--- What the task requires ---
Repeat, exactly and in full, the lines of the listing below, but without any pictures.

━━━━━━

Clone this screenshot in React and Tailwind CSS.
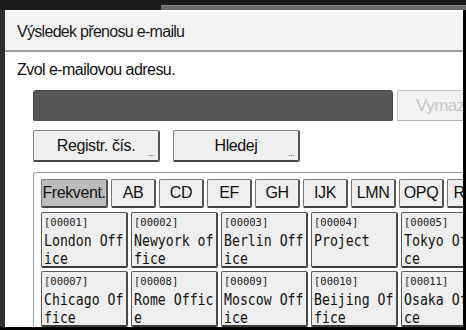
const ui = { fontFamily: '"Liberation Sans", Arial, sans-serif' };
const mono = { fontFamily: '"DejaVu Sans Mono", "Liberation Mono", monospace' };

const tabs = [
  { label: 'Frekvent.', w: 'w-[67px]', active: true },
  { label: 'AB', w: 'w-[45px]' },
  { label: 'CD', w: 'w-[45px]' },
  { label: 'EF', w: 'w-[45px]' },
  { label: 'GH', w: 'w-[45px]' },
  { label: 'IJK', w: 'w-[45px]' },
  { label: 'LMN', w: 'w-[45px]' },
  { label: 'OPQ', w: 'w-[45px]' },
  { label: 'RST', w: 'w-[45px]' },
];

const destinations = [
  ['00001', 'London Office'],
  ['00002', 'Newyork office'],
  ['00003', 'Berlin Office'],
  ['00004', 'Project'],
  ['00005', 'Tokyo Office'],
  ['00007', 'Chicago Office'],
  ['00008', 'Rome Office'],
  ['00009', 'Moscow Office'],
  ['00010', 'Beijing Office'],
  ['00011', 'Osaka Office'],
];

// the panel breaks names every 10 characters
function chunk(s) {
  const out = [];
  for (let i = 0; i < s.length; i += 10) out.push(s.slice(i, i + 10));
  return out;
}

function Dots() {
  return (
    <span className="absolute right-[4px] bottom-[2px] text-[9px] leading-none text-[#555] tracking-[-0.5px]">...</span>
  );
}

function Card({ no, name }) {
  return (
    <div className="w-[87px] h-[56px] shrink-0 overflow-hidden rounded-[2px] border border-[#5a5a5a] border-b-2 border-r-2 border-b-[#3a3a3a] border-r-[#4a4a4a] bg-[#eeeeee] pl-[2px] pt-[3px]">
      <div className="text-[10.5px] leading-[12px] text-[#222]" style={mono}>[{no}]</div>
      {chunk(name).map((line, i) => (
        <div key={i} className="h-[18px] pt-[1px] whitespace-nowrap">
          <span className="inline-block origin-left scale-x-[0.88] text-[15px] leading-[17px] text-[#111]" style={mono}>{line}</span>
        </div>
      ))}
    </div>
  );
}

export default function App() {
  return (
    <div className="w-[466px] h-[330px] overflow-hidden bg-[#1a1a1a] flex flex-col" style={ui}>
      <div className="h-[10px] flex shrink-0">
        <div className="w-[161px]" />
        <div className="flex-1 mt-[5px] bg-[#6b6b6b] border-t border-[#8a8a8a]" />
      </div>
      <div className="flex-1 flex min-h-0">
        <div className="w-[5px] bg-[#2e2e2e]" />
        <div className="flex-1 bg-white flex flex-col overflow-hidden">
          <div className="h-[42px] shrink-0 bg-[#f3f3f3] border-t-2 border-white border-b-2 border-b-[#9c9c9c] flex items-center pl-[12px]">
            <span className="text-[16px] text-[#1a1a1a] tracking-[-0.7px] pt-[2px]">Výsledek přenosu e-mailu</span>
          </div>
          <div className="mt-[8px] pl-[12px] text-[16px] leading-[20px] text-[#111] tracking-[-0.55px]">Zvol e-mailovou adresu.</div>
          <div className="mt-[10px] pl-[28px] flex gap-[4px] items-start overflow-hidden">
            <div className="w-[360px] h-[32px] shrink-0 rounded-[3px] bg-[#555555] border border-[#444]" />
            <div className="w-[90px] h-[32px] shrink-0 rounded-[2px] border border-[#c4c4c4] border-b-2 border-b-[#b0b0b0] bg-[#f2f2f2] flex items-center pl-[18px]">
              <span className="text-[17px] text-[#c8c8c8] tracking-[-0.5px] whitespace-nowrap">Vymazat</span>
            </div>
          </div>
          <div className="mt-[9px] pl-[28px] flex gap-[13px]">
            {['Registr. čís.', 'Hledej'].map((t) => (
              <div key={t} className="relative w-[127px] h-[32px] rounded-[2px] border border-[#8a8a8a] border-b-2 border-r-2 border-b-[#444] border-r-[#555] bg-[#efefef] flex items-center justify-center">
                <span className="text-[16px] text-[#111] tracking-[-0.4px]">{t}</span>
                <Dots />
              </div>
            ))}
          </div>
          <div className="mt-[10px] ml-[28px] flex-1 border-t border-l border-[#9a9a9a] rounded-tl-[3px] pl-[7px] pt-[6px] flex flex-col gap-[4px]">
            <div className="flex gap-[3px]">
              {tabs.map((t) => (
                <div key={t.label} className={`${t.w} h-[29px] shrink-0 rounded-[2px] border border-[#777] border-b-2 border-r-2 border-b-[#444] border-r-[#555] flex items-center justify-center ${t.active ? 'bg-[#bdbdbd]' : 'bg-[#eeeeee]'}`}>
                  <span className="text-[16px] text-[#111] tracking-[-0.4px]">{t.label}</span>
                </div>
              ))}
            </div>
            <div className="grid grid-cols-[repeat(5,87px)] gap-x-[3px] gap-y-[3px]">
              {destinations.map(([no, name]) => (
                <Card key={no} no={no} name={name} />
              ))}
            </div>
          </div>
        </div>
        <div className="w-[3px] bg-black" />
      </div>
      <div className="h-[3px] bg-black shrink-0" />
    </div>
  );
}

━━━━━━

--- Result of this task ---
Clone this screenshot in React and Tailwind CSS.
const ui = { fontFamily: '"Liberation Sans", Arial, sans-serif' };
const mono = { fontFamily: '"DejaVu Sans Mono", "Liberation Mono", monospace' };

const tabs = [
  { label: 'Frekvent.', w: 'w-[67px]', active: true },
  { label: 'AB', w: 'w-[45px]' },
  { label: 'CD', w: 'w-[45px]' },
  { label: 'EF', w: 'w-[45px]' },
  { label: 'GH', w: 'w-[45px]' },
  { label: 'IJK', w: 'w-[45px]' },
  { label: 'LMN', w: 'w-[45px]' },
  { label: 'OPQ', w: 'w-[45px]' },
  { label: 'RST', w: 'w-[45px]' },
];

const destinations = [
  ['00001', 'London Office'],
  ['00002', 'Newyork office'],
  ['00003', 'Berlin Office'],
  ['00004', 'Project'],
  ['00005', 'Tokyo Office'],
  ['00007', 'Chicago Office'],
  ['00008', 'Rome Office'],
  ['00009', 'Moscow Office'],
  ['00010', 'Beijing Office'],
  ['00011', 'Osaka Office'],
];

// the panel breaks names every 10 characters
function chunk(s) {
  const out = [];
  for (let i = 0; i < s.length; i += 10) out.push(s.slice(i, i + 10));
  return out;
}

function Dots() {
  return (
    <span className="absolute right-[4px] bottom-[2px] text-[9px] leading-none text-[#555] tracking-[-0.5px]">...</span>
  );
}

function Card({ no, name }) {
  return (
    <div className="w-[87px] h-[56px] shrink-0 overflow-hidden rounded-[2px] border border-[#5a5a5a] border-b-2 border-r-2 border-b-[#3a3a3a] border-r-[#4a4a4a] bg-[#eeeeee] pl-[2px] pt-[3px]">
      <div className="text-[10.5px] leading-[12px] text-[#222]" style={mono}>[{no}]</div>
      {chunk(name).map((line, i) => (
        <div key={i} className="h-[18px] pt-[1px] whitespace-nowrap">
          <span className="inline-block origin-left scale-x-[0.88] text-[15px] leading-[17px] text-[#111]" style={mono}>{line}</span>
        </div>
      ))}
    </div>
  );
}

export default function App() {
  return (
    <div className="w-[466px] h-[330px] overflow-hidden bg-[#1a1a1a] flex flex-col" style={ui}>
      <div className="h-[10px] flex shrink-0">
        <div className="w-[161px]" />
        <div className="flex-1 mt-[5px] bg-[#6b6b6b] border-t border-[#8a8a8a]" />
      </div>
      <div className="flex-1 flex min-h-0">
        <div className="w-[5px] bg-[#2e2e2e]" />
        <div className="flex-1 bg-white flex flex-col overflow-hidden">
          <div className="h-[42px] shrink-0 bg-[#f3f3f3] border-t-2 border-white border-b-2 border-b-[#9c9c9c] flex items-center pl-[12px]">
            <span className="text-[16px] text-[#1a1a1a] tracking-[-0.7px] pt-[2px]">Výsledek přenosu e-mailu</span>
          </div>
          <div className="mt-[8px] pl-[12px] text-[16px] leading-[20px] text-[#111] tracking-[-0.55px]">Zvol e-mailovou adresu.</div>
          <div className="mt-[10px] pl-[28px] flex gap-[4px] items-start overflow-hidden">
            <div className="w-[360px] h-[32px] shrink-0 rounded-[3px] bg-[#555555] border border-[#444]" />
            <div className="w-[90px] h-[32px] shrink-0 rounded-[2px] border border-[#c4c4c4] border-b-2 border-b-[#b0b0b0] bg-[#f2f2f2] flex items-center pl-[18px]">
              <span className="text-[17px] text-[#c8c8c8] tracking-[-0.5px] whitespace-nowrap">Vymazat</span>
            </div>
          </div>
          <div className="mt-[9px] pl-[28px] flex gap-[13px]">
            {['Registr. čís.', 'Hledej'].map((t) => (
              <div key={t} className="relative w-[127px] h-[32px] rounded-[2px] border border-[#8a8a8a] border-b-2 border-r-2 border-b-[#444] border-r-[#555] bg-[#efefef] flex items-center justify-center">
                <span className="text-[16px] text-[#111] tracking-[-0.4px]">{t}</span>
                <Dots />
              </div>
            ))}
          </div>
          <div className="mt-[10px] ml-[28px] flex-1 border-t border-l border-[#9a9a9a] rounded-tl-[3px] pl-[7px] pt-[6px] flex flex-col gap-[4px]">
            <div className="flex gap-[3px]">
              {tabs.map((t) => (
                <div key={t.label} className={`${t.w} h-[29px] shrink-0 rounded-[2px] border border-[#777] border-b-2 border-r-2 border-b-[#444] border-r-[#555] flex items-center justify-center ${t.active ? 'bg-[#bdbdbd]' : 'bg-[#eeeeee]'}`}>
                  <span className="text-[16px] text-[#111] tracking-[-0.4px]">{t.label}</span>
                </div>
              ))}
            </div>
            <div className="grid grid-cols-[repeat(5,87px)] gap-x-[3px] gap-y-[3px]">
              {destinations.map(([no, name]) => (
                <Card key={no} no={no} name={name} />
              ))}
            </div>
          </div>
        </div>
        <div className="w-[3px] bg-black" />
      </div>
      <div className="h-[3px] bg-black shrink-0" />
    </div>
  );
}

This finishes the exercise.